-- Begin Records for the task --

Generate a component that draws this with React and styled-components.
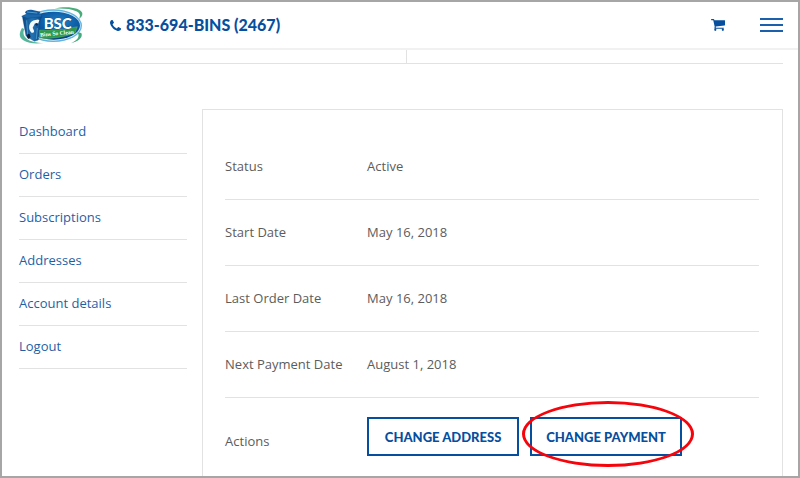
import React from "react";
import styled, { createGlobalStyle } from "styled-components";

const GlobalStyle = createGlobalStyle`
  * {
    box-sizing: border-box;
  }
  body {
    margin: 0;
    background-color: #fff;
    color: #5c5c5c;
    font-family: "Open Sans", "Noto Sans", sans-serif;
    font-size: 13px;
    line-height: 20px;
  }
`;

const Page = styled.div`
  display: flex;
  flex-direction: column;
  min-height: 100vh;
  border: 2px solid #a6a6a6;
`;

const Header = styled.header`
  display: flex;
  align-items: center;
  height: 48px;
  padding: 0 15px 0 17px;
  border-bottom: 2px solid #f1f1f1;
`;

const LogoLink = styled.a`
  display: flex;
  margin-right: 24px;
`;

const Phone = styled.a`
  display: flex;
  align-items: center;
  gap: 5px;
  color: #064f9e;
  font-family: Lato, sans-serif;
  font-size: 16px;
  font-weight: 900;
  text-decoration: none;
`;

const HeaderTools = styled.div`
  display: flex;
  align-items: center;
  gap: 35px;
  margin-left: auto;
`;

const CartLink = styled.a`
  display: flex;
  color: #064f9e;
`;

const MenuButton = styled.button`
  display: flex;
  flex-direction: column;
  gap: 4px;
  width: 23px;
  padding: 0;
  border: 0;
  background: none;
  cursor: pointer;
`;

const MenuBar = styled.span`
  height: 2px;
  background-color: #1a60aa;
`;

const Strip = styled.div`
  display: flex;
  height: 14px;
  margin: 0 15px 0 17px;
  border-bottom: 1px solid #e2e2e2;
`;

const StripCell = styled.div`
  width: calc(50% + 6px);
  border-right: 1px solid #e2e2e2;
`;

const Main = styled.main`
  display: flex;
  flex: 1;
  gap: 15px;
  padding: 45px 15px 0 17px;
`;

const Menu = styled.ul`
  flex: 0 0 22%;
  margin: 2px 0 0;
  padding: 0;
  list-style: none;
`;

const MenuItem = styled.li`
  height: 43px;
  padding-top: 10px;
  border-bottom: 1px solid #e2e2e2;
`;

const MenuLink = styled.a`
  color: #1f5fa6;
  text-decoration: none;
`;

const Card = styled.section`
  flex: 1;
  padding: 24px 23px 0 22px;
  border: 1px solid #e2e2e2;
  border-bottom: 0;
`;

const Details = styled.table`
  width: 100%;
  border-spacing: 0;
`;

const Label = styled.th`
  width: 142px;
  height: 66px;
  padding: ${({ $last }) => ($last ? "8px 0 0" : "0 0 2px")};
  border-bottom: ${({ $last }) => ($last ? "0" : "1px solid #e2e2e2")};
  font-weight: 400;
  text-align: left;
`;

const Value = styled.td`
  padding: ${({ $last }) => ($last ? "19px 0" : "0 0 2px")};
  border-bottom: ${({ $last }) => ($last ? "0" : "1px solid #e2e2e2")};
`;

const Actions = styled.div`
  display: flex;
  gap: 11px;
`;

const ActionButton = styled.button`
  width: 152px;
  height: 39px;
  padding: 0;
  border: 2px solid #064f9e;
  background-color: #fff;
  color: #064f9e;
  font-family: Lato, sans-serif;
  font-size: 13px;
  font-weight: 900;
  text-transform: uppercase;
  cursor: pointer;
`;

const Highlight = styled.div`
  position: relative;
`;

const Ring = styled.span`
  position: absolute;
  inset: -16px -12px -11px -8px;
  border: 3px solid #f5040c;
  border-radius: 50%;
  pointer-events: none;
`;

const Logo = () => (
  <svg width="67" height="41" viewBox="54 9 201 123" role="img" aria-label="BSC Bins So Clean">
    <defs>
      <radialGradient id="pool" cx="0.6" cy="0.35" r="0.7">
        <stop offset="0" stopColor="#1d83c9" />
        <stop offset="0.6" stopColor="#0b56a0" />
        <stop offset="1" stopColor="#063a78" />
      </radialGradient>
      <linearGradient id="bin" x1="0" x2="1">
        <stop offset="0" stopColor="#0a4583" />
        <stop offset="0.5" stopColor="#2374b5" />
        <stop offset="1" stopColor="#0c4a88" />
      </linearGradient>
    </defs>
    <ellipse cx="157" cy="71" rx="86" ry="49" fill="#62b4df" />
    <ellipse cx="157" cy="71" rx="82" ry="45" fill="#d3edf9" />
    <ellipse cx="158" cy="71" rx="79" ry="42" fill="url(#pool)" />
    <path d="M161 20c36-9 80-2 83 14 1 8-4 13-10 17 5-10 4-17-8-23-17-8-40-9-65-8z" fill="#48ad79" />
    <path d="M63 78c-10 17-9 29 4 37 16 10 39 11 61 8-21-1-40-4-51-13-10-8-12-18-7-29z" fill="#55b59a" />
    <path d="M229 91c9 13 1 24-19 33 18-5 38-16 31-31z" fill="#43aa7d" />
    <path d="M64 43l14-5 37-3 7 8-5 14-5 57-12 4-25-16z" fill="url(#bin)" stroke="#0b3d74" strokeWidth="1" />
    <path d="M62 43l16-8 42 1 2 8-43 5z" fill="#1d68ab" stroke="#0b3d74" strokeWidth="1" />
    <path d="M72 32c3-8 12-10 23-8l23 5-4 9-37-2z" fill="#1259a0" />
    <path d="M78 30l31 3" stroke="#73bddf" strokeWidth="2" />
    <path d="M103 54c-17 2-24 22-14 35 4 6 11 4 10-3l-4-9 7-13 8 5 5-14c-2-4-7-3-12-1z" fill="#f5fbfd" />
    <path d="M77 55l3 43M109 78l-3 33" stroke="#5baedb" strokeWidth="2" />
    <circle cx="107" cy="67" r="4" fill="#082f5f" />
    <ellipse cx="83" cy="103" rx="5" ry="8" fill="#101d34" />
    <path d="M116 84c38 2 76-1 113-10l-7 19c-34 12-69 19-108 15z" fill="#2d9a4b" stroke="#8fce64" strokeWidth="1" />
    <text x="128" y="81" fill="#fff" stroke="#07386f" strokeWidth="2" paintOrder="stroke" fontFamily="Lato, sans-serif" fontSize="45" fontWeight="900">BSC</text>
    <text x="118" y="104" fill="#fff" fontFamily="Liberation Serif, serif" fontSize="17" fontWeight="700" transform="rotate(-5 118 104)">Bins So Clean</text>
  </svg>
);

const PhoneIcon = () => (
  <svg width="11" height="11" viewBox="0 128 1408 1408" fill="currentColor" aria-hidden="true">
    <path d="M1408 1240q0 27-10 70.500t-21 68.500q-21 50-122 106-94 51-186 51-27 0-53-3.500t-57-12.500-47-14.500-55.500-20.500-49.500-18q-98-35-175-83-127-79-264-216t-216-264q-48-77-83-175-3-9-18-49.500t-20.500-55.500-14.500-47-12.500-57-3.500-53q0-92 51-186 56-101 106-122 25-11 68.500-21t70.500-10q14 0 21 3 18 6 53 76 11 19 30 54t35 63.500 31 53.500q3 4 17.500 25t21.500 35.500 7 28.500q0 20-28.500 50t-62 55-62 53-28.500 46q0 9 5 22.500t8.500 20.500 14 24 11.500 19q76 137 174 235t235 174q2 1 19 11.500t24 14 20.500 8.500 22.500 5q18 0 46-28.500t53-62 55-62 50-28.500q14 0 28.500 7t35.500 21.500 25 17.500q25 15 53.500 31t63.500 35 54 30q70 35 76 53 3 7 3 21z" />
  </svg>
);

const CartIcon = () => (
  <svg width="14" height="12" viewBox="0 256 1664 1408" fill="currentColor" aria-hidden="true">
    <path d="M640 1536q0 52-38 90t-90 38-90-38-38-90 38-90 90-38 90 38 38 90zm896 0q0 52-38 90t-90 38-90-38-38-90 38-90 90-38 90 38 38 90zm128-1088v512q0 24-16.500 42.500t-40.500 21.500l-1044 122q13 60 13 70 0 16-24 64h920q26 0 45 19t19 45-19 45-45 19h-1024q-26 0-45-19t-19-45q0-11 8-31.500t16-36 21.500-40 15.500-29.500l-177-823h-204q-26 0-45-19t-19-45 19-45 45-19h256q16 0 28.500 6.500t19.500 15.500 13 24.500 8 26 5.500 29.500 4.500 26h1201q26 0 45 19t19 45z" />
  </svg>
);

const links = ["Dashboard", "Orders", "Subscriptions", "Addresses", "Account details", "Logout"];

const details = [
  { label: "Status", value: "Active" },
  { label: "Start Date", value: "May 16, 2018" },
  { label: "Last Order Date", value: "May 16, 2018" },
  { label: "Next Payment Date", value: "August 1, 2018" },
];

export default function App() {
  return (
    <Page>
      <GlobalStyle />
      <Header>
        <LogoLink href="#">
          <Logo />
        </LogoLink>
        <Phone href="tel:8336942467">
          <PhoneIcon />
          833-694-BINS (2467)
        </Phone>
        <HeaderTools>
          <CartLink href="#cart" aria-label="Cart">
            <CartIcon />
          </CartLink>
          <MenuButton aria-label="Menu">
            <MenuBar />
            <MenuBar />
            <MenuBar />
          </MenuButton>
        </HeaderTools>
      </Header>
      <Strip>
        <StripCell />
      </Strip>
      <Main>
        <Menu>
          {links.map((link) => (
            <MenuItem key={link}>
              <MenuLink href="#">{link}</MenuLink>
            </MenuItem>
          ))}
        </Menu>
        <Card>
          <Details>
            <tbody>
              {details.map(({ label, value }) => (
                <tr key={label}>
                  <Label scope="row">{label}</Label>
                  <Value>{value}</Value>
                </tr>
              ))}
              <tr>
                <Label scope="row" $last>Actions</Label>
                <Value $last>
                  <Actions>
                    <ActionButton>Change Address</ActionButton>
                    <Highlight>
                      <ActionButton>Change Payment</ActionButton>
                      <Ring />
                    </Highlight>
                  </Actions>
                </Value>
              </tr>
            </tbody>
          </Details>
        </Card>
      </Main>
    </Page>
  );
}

-- End Records for the task --
-- Begin Records for the task --

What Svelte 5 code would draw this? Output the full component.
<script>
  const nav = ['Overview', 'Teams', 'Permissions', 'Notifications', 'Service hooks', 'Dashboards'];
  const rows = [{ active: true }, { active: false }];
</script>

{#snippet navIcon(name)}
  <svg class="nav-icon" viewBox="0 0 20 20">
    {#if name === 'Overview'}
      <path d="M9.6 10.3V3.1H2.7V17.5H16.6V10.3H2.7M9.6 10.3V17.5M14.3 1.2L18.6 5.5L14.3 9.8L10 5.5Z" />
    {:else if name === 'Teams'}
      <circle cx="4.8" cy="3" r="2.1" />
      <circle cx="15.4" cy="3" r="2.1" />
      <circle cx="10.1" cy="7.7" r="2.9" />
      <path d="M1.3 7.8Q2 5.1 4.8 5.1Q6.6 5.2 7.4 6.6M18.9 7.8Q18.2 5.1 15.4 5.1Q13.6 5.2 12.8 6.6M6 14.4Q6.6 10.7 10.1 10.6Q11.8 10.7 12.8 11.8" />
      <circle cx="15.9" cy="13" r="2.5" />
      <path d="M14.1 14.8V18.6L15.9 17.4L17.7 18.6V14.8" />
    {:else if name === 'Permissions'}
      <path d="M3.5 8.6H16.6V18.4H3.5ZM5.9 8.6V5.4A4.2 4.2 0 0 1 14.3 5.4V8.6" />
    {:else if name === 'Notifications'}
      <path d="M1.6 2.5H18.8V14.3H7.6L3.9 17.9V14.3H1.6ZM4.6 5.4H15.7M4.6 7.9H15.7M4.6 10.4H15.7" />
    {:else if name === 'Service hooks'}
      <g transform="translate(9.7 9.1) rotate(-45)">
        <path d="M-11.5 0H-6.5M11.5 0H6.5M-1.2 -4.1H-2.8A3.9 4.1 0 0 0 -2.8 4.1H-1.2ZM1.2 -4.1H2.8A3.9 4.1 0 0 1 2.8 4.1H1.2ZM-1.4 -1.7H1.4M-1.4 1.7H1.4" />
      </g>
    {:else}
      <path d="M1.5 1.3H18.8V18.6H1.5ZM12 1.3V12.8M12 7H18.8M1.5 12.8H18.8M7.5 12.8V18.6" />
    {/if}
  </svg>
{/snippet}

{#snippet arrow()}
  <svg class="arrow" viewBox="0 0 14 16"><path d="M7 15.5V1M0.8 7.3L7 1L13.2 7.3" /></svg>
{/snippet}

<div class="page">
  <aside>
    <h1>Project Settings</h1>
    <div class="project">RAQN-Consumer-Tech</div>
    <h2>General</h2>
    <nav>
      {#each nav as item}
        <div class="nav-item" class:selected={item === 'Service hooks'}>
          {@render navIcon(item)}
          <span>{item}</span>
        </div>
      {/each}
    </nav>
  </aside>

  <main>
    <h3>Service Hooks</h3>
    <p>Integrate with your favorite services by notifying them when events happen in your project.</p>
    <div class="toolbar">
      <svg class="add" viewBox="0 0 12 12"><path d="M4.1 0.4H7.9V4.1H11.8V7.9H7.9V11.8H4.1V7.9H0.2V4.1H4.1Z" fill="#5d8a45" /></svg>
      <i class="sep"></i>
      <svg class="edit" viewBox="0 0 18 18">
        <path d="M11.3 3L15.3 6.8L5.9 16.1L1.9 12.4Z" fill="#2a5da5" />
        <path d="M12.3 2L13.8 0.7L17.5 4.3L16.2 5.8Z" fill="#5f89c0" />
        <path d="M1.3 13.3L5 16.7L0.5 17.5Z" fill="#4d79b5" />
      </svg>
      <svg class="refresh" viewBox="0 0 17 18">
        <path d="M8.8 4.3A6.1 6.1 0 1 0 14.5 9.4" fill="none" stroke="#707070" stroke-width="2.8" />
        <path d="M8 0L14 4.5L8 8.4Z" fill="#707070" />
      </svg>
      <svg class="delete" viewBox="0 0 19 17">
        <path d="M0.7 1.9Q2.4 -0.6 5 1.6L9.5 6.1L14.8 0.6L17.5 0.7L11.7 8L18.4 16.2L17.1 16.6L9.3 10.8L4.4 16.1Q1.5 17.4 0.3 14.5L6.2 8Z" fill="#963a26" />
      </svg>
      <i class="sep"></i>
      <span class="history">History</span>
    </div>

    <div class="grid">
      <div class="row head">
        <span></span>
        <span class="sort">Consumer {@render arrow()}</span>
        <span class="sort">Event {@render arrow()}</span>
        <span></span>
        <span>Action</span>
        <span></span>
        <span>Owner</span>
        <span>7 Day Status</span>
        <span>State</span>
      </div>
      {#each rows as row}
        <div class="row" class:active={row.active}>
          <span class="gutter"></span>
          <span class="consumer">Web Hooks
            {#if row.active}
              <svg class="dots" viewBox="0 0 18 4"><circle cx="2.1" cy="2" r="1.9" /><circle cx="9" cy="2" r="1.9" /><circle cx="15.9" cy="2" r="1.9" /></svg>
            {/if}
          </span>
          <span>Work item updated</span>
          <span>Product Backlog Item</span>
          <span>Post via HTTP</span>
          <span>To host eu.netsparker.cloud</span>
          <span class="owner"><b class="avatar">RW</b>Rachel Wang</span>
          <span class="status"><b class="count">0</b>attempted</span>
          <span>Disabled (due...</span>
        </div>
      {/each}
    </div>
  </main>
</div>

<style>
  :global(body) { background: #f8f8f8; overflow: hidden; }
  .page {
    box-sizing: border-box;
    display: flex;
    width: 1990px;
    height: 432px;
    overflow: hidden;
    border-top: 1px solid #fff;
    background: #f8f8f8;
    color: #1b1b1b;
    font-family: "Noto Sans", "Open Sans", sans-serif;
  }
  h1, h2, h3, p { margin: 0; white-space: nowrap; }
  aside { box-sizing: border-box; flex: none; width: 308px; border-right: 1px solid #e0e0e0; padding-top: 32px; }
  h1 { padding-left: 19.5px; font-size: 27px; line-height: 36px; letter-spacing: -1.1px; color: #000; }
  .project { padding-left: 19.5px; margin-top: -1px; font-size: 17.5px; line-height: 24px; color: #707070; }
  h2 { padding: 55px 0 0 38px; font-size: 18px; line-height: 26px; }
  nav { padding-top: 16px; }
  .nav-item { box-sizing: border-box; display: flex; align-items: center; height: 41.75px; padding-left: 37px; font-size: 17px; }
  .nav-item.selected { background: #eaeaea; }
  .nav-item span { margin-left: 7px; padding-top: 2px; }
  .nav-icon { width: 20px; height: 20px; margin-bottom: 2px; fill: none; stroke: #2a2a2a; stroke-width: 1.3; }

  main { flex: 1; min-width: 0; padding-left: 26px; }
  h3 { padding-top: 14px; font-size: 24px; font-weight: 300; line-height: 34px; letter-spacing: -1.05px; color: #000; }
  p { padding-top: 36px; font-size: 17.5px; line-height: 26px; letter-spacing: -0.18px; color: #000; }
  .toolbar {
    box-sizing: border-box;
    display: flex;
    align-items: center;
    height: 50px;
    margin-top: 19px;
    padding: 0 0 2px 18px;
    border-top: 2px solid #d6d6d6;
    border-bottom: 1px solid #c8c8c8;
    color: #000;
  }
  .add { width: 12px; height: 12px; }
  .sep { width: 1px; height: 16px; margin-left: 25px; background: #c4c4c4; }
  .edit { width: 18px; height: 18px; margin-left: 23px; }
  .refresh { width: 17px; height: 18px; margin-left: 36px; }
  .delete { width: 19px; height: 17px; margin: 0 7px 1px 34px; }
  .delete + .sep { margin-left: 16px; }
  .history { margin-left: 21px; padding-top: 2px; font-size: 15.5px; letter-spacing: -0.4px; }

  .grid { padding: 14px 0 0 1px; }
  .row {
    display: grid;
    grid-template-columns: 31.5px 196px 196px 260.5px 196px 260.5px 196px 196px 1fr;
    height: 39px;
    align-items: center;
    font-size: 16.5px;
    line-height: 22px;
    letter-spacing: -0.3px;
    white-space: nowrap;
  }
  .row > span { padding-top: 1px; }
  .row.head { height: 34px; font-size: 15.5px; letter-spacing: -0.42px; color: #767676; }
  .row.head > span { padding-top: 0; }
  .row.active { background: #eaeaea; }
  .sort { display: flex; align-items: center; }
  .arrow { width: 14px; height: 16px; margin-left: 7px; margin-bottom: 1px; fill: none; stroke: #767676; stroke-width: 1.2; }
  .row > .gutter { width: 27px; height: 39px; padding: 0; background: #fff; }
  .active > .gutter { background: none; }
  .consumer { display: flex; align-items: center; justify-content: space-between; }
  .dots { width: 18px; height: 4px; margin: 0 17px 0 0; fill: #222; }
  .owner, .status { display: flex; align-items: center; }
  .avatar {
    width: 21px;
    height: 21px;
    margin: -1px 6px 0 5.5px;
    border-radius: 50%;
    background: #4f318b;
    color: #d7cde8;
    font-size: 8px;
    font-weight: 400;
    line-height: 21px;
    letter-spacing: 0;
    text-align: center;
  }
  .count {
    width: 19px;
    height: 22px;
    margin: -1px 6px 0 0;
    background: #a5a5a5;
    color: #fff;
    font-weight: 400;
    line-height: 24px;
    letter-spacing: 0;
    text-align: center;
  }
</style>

-- End Records for the task --

__Work to be completed__: Return every line containing "components".

__Answer to the problem__:
Generate a component that draws this with React and styled-components.
import styled, { createGlobalStyle } from "styled-components";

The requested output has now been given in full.